Warning: This is a long, totally not quilt related personal post. It's also all over the place, kind of like my mind right now.
So I went in to the school today to speak with the principle and teachers. The excuse? The boys hadn't admitted the whole story, and huge surprise the speech and cognitively impaired child didn't just articulate what had happened. And why not tell me? Oh they were still "investigating" and had spoken to the FOUR boys parents. Oh and they were going to call me....today?
Now that they have been informed of the severity, they will again call parents, call in the community service officer from the police to talk to them, and not sure what else. I'll give you they seemed genuinely surprised but not to fully understand the stupidity of their actions.
Ugh. I'm not happy. I don't know what to do or think right now.
We're not finished with this by a long shot. We've still yet to speak to the superintendent, and don't worry I will be filling various complaints as well. We are not going to let this go. I've split my thinking almost, of the incident and the the school's f-up, as two almost separate things, both of which put Little Bit as a victim.
Little Bit is still afraid to go to school. I'm taking her in tomorrow to visit with her resource teacher. From there Little Bit is going to be the judge whether she stays or comes home. We will be moving soon, or yeah that was good news for another day, and it will now be to a different school district.
I've been promised that any and every incident involving Little Bit will be reported to me to make any judgment calls on, not them.
What else? She's going to meet with the social worker, with me/hubby there.
I'm furious, sad, hurting, betrayed and beyond being able to trust these people again. I bound 2 wraps trying to block some of this out. I know this is about Little Bit not me but I can't help but feel so much too. And I guess holding it all in so I can be her advocate is stressful but necessary.
How can these people possibly think questioning the suspects without the victim's side of things would possibly arrive at the accurate results??? And because of their complete and utter lack of sense in this she has had to live with this for two days, including be forced to take the bus and be in school with these boys. I'd made her take the bus because I didn't know, but now I'm so worried it may have hurt her more. With a child like Little Bit it is so hard to know how things will go, because of her differences she may be able to get past it easier and with less damage then a "normal'' child, or it may make it so much worse. And I don't know how to figure that out except to wait and see. Making a deal could make it worse right now, but I can't ignore it either.

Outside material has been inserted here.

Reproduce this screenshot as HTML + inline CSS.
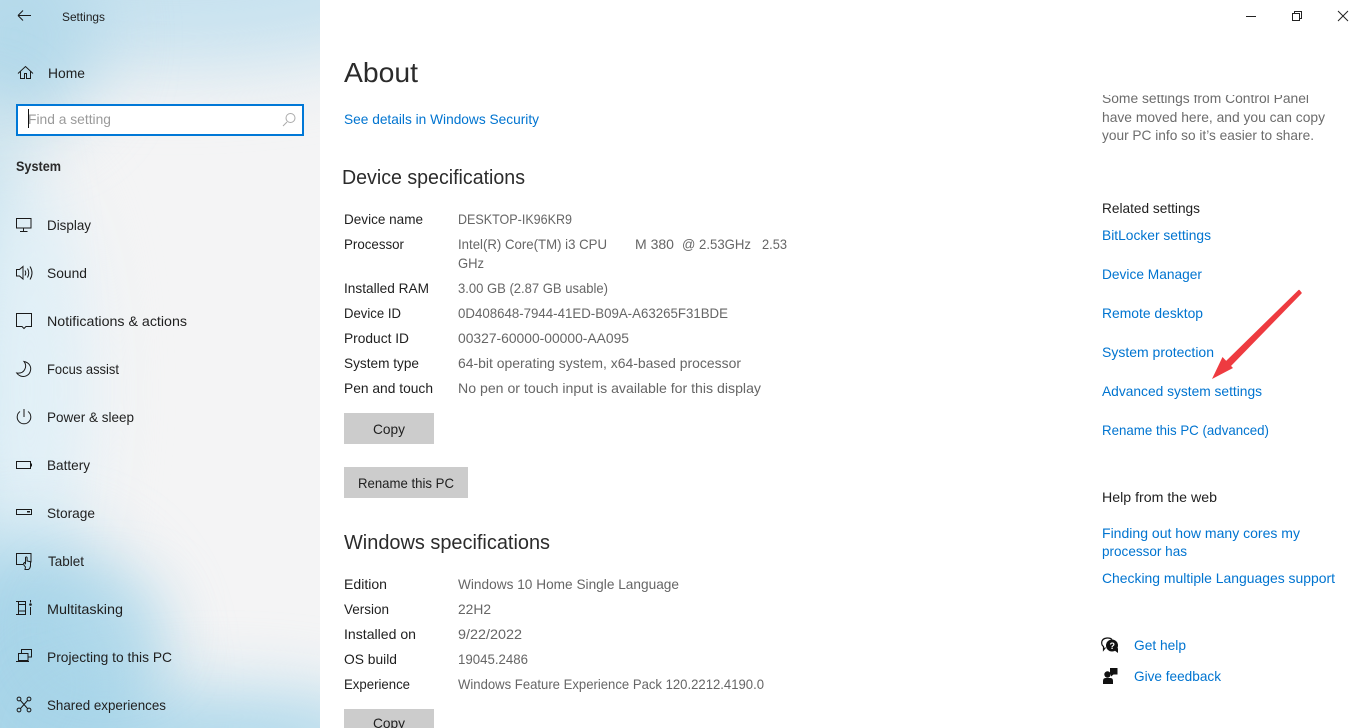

I could just scream right now. I know I'm being vague in details and that is just to protect Little Bit. It is easy to figure out who we are and I don't know where this is going and don't want to potentially cause more problems. All I will say is considering it was all second graders, four boys and my daughter, it is pretty bad. And if they were 12 years old or more they could be facing serious charges. Little Bit seems ok so long as she doesn't think she has to go back to school right now. She even wants to go to see her bio dad, which is really rare. So it's not ok but it's not super traumatized either.
Is there a wall I could pound my head against? It'd feel better then trying to figure all this out.